The Baltic states are creating a common travel zone from next week that will allow Estonians, Latvians and Lithuanians to move freely between each other's countries.
In what will be the first free movement as Europe begins to ease coronavirus restrictions, the leaders of the three countries said they will open their borders to allow free movement between citizens.
Early lockdowns have led their countries to successfully tackle the pandemic with very low infection and death rates. They have also been able to keep much of their economies relatively unharmed.
The three prime ministers said the internal borders would open next Friday, 15 May. People from outside the three Baltic countries would still have to go into quarantine for 14 days on arrival.
“We agreed that all three Baltic countries have properly contained the spread of coronavirus,” Lithuania's prime minister, Saulius Skvernelis, wrote on Facebook. “We also trust each other's health systems.” Lithuania declared a state of emergency on 26 February and a full lockdown two weeks later.
Latvia was also quick to react to the outbreak, closing all schools and universities and banning mass gatherings on 13 March. Estonia declared a state of emergency on the same day. This was a full ten days before Britain instigated a lockdown that was too late to prevent it from recording Europe’s highest death toll, with total fatalities exceeding 32,000 on Tuesday.
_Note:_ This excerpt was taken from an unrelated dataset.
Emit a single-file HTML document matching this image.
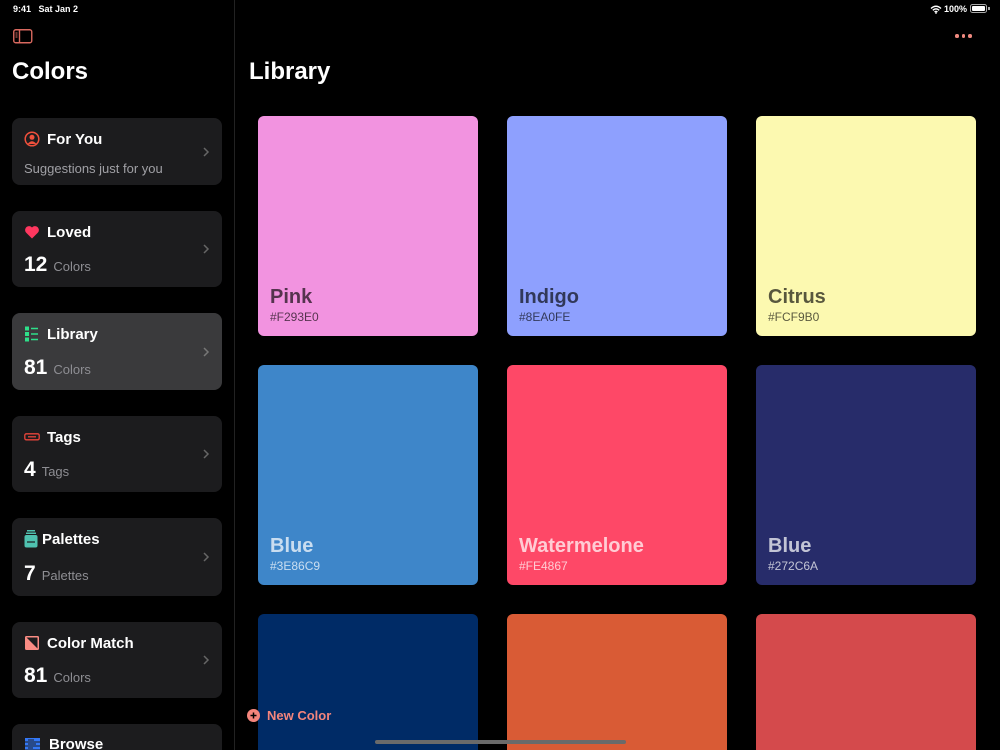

By comparison Latvia has experienced 17 deaths, Lithuania 49 and Estonia 55 deaths.
This is from a total population of 6 million compared to Britain’s 66 million, an equivalent to one Covid-19 death per 50,000 people as opposed to the UK’s one in 2,062.
A key part of the European Union’s economic success is based on the Schengen Treaty, which allows free movement within its 27 countries. This has been severely curtailed by the coronavirus outbreak, with many countries closing their borders to non-citizens.
The Baltics will be the first common travel zone within the EU since the outbreak.
It is also similar to the ‘travel bubble’ that has been agreed between Australia and New Zealand after largely eliminating the outbreak in their borders.
Artis Pabriks, Latvia’s deputy prime minister, said the low number of coronavirus infections – still below 900 – shows that his country was in the “elite group of nations that have managed to virtually contain the virus”.
“The government has managed to do so even without a complete lockdown.
Latvia managed to keep its population safe even while keeping some parts of the economy – garden shops, opticians, even shopping centres for the most part – open,” he was due to tell an upcoming seminar at the Royal United Services Institute.
However, the Baltic states’ move might cause some disquiet with Russia, which borders all three countries, and has more than one million of its citizens living in them.
There is also still a large Nato force in the region, including a sizeable British presence, acting as a deterrent to any hostile acts from Russia.